Preface

This is an exciting time to be involved in industrial energy management. While the oil crisis of the 1970s precipitated a knee-jerk reaction from industry to cut dependence on foreign oil, the trend over the past 20 years has been toward a more considered and systematic approach to energy efficiency. Many companies, especially the larger ones, have developed comprehensive programs that include corporate energy policies, reporting systems, benchmarking, various types of energy audits, and integration of energy efficiency elements into engineering procedures and purchasing protocols. ExxonMobil, for example, started its Global Energy Management System (GEMS) in 2000. By 2009 the company reported that the program had identified savings opportunities of between 15 and 20% at its manufacturing sites, and had captured over 60% of these savings [1]. Many other companies are working on energy efficiency initiatives, and numerous software and consulting organizations provide support for the various aspects of energy efficiency and energy management.
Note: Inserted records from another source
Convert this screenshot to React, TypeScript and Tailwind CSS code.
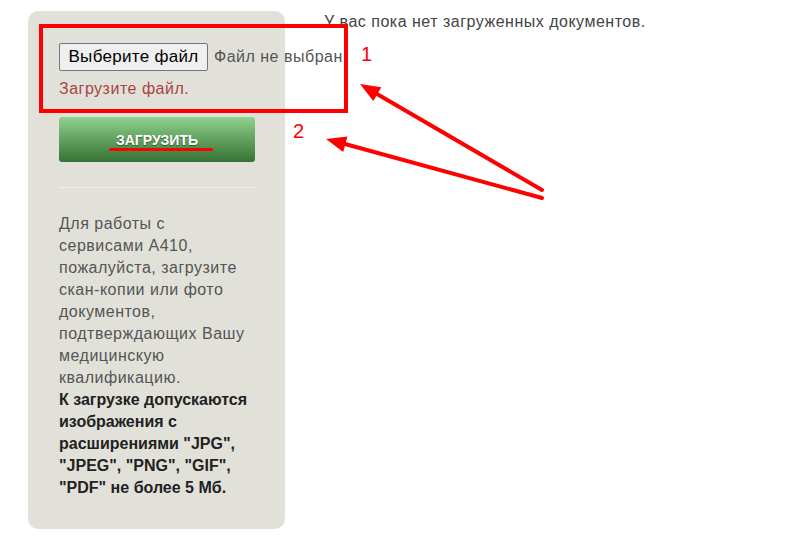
import React from "react";

function Arrows() {
  return (
    <svg
      className="pointer-events-none absolute left-0 top-0"
      width="801"
      height="545"
      viewBox="0 0 801 545"
    >
      <line x1="542" y1="190" x2="377" y2="94" stroke="#ff0000" strokeWidth="4" strokeLinecap="round" />
      <polygon points="360,84 381.3,87.2 373.3,101" fill="#ff0000" />
      <line x1="542" y1="198" x2="345" y2="144" stroke="#ff0000" strokeWidth="4" strokeLinecap="round" />
      <polygon points="326,139 347.4,136.6 343.2,152" fill="#ff0000" />
    </svg>
  );
}

export default function App() {
  return (
    <div className="relative h-[545px] w-[801px] overflow-hidden bg-white font-['Liberation_Sans',Arial,sans-serif] text-[16px] leading-[22px] tracking-[0.5px]">
      <div className="flex items-start pl-[28px] pt-[11px]">
        <aside className="w-[257px] rounded-[10px] bg-[#e1e1da] pb-[30px] pl-[31px] pr-[30px] pt-[32px]">
          <div className="flex items-center whitespace-nowrap">
            <button className="h-[28px] w-[149px] shrink-0 rounded-[2px] border border-[#767676] bg-[#efefef] text-[17px] tracking-[0.3px] text-black">
              Выберите файл
            </button>
            <span className="ml-[6px] shrink-0 text-[#555]">Файл не выбран</span>
          </div>
          <p className="mt-[7px] text-[#a94442]">Загрузите файл.</p>
          <button className="mt-[17px] flex h-[45px] w-full items-center justify-center rounded-[3px] bg-gradient-to-b from-[#90d28d] to-[#357434] text-[14px] font-bold uppercase tracking-normal text-white [text-shadow:0_1px_1px_rgba(0,0,0,0.45)]">
            Загрузить
          </button>
          <hr className="mt-[25px] border-0 border-t border-[#efefe9]" />
          <p className="mt-[25px] pr-[6px] text-[#555]">
            Для работы с сервисами А410, пожалуйста, загрузите скан-копии или
            фото документов, подтверждающих Вашу медицинскую квалификацию.
            <br />
            <span className="font-bold tracking-normal text-[#222]">
              К загрузке допускаются изображения с расширениями "JPG", "JPEG",
              "PNG", "GIF", "PDF" не более 5 Мб.
            </span>
          </p>
        </aside>
        <p className="ml-[39px] text-[#444]">У вас пока нет загруженных документов.</p>
      </div>

      {/* annotations */}
      <div className="pointer-events-none absolute left-[39px] top-[24px] h-[89px] w-[309px] border-[4px] border-[#ff0000]" />
      <div className="pointer-events-none absolute left-[109px] top-[148px] h-[3px] w-[104px] rounded-full bg-[#ff0000]" />
      <span className="absolute left-[361px] top-[43px] text-[20px] text-[#ff0000]">1</span>
      <span className="absolute left-[293px] top-[120px] text-[20px] text-[#ff0000]">2</span>
      <Arrows />
    </div>
  );
}
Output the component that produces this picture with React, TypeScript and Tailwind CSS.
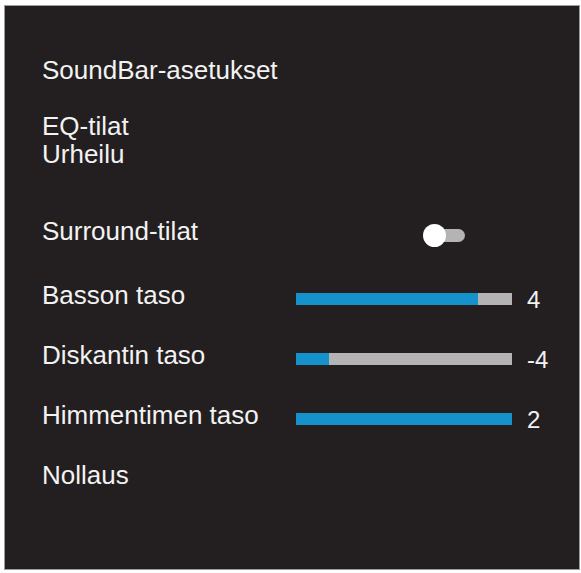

It is not only industry that has taken an interest in this area. In the United States, both the Department of Energy and the Environmental Protection Agency have been active in developing and promoting energy efficiency practices. Meanwhile, the International Organization for Standardization launched ISO 50001:2011 in 2011 to "support organizations in all sectors to use energy more efficiently, through the development of an energy management system (EnMS)" [2].

The Laws of Industrial Energy Efficiency

For 30 years I have been active in industrial energy management in various forms. Over that time a couple of general principles have become apparent to me, and they are so powerful that I venture to call them "the laws of industrial energy management."

1. Law 1: There is no silver bullet-no single method or technology that ensures that energy use will be optimized. Those of us with a background in engineering tend to think in terms of technological options to improve energy performance-better heat recovery, more selective catalysts, higher efficiency motors, and fundamentally better process design-and indeed these are very powerful ways of lowering energy usage. However, real-world energy efficiency is also a function of the behavior of both individuals and organizations. It follows that management and motivation are also critical factors, and they require very different types of expertise than solutions that are purely technological.
2. Law 2: I don't know it all-and neither do you. I am constantly amazed at the breadth and depth of my own ignorance. For many years, I have specialized in heat integration using pinch analysis, and I would like to think I have become quite good at it-yet still every project brings surprises. Energy management is a multidisciplinary activity, and over the past 30 years I have been privileged to work alongside people with expertise in a great variety of energy-related fields. I have learned a lot from them, and I have greatly expanded my own expertise. However, there are still many areas where I know virtually nothing. It takes a long time to become truly proficient in any given field, and life is a constant learning process.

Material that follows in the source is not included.